BEGIN Dataset entries

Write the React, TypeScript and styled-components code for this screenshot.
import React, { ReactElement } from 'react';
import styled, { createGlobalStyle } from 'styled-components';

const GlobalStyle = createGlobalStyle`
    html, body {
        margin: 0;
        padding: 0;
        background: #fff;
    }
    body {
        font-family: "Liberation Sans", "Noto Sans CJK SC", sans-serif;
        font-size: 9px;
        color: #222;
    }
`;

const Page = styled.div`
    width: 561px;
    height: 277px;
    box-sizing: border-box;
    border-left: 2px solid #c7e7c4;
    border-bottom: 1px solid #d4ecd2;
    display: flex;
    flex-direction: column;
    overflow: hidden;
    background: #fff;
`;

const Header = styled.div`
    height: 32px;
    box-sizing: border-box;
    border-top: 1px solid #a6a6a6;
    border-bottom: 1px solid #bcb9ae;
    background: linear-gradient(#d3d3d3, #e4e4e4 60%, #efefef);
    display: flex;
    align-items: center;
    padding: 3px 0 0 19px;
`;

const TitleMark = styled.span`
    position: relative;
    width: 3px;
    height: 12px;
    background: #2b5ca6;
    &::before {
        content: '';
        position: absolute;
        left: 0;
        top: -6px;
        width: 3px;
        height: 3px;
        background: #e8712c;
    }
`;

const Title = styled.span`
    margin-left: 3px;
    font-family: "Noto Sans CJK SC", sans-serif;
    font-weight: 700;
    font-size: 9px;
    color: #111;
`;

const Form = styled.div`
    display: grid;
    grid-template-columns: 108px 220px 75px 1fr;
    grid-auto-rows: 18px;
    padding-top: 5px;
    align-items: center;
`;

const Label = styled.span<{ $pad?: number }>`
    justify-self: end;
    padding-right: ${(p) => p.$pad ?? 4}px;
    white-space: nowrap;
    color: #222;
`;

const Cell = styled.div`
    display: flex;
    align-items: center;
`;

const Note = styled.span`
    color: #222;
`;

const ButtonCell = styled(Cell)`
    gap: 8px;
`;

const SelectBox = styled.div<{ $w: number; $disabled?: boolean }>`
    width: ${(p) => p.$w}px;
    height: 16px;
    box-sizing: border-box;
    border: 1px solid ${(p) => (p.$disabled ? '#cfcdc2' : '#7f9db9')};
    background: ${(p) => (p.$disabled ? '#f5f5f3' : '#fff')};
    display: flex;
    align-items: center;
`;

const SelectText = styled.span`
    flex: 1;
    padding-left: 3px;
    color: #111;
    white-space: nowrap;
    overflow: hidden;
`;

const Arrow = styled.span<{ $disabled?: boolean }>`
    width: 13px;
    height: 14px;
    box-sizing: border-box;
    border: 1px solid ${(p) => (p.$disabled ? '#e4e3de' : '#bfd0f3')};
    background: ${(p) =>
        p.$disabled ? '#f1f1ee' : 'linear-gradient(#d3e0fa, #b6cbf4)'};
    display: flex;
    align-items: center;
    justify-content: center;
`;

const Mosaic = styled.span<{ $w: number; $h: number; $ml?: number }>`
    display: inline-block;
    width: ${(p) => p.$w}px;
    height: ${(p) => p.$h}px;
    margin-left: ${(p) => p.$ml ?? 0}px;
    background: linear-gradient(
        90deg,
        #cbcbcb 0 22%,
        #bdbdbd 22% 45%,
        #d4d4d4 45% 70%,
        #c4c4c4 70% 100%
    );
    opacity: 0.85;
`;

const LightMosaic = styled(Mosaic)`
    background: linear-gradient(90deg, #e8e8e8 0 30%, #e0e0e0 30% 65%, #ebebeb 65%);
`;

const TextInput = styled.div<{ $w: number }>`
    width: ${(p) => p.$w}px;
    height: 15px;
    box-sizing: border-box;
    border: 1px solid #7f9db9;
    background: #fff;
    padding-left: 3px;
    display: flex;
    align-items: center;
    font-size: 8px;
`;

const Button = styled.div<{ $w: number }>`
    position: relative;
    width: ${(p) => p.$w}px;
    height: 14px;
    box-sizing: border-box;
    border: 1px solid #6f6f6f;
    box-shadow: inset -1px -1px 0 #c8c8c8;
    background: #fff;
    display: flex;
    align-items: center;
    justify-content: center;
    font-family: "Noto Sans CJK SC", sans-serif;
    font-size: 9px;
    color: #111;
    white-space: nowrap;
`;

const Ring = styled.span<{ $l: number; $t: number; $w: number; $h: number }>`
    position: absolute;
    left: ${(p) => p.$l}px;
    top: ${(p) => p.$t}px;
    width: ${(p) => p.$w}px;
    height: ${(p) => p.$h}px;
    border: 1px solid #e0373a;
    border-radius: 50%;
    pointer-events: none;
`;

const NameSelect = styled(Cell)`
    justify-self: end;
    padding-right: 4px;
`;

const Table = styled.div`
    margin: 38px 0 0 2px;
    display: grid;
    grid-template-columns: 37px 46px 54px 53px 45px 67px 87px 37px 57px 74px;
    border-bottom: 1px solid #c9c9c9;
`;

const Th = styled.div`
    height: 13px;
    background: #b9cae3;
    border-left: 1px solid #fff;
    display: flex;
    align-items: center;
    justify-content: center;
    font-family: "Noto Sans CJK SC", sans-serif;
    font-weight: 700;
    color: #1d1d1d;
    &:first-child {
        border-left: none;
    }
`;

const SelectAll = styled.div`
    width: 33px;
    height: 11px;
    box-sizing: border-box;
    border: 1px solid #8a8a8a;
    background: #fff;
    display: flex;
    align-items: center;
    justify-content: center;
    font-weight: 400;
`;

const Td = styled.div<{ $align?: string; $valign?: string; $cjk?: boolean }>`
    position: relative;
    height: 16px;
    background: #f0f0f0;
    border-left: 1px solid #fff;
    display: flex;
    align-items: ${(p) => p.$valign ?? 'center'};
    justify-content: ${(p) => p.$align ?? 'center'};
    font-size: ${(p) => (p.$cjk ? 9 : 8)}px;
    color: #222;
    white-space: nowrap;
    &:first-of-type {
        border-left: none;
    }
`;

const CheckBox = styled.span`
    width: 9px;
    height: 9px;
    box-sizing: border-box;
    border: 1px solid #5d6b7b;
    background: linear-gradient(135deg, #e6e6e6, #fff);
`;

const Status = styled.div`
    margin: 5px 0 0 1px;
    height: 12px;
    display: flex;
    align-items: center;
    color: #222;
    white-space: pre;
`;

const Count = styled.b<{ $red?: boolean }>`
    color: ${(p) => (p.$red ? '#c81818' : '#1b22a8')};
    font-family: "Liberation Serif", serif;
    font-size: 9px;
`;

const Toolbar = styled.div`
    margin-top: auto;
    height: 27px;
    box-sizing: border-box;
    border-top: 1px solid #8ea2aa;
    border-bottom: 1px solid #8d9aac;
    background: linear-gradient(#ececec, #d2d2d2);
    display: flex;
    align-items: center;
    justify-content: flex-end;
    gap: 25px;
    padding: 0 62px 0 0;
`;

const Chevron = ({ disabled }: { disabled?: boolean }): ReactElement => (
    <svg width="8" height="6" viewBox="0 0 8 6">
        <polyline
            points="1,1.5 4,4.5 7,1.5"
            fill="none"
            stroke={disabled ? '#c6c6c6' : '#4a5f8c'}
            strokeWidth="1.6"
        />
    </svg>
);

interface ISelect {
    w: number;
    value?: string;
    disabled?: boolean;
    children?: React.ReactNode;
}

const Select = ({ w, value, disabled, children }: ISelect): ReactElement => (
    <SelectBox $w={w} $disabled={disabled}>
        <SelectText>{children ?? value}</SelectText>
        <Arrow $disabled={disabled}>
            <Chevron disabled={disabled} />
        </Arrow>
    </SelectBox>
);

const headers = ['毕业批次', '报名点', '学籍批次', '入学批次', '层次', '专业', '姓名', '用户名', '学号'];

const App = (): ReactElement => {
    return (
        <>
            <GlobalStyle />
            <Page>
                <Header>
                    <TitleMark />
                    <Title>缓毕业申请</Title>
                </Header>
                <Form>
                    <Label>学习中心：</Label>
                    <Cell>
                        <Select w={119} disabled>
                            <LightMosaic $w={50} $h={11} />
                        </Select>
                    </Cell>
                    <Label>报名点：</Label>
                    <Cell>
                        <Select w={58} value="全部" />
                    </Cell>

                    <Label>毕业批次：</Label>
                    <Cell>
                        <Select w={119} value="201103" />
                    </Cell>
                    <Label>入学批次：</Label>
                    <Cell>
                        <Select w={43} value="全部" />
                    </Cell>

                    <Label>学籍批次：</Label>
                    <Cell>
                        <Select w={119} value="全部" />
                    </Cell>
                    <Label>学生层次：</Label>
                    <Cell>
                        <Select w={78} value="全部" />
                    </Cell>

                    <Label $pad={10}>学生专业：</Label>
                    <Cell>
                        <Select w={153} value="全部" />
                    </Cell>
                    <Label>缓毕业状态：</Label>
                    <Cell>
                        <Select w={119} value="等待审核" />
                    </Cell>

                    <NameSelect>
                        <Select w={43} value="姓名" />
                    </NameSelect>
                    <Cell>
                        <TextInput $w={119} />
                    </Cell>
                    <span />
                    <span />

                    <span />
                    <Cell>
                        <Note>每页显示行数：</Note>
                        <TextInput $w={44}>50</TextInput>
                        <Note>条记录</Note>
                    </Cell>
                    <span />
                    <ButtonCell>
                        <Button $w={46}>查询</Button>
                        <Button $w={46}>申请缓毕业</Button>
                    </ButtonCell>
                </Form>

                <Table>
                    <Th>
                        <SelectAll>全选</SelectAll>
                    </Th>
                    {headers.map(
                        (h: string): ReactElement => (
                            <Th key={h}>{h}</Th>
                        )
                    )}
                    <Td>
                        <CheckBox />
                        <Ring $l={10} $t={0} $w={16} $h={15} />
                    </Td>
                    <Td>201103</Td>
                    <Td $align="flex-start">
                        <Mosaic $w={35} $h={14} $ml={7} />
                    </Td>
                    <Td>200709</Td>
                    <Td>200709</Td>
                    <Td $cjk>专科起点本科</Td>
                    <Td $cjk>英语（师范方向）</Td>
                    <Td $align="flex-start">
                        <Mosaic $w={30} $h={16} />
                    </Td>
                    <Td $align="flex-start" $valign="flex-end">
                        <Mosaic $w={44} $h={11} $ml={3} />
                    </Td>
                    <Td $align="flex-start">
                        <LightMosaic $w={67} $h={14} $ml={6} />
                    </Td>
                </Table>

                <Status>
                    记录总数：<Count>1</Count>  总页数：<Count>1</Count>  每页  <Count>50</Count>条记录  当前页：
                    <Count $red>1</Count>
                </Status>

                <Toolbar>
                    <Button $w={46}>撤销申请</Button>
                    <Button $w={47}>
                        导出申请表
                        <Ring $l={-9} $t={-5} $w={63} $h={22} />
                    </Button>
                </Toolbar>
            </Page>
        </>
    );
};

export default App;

END Dataset entries
BEGIN Dataset entries

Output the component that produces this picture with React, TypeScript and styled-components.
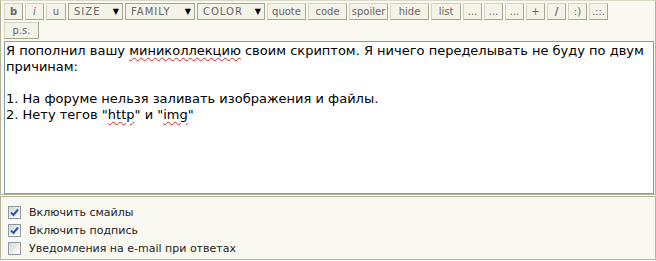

END Dataset entries

## Your instructions:
Collect each line above holding the string "TypeScript".

## Answer:
Write the React, TypeScript and styled-components code for this screenshot.
Output the component that produces this picture with React, TypeScript and styled-components.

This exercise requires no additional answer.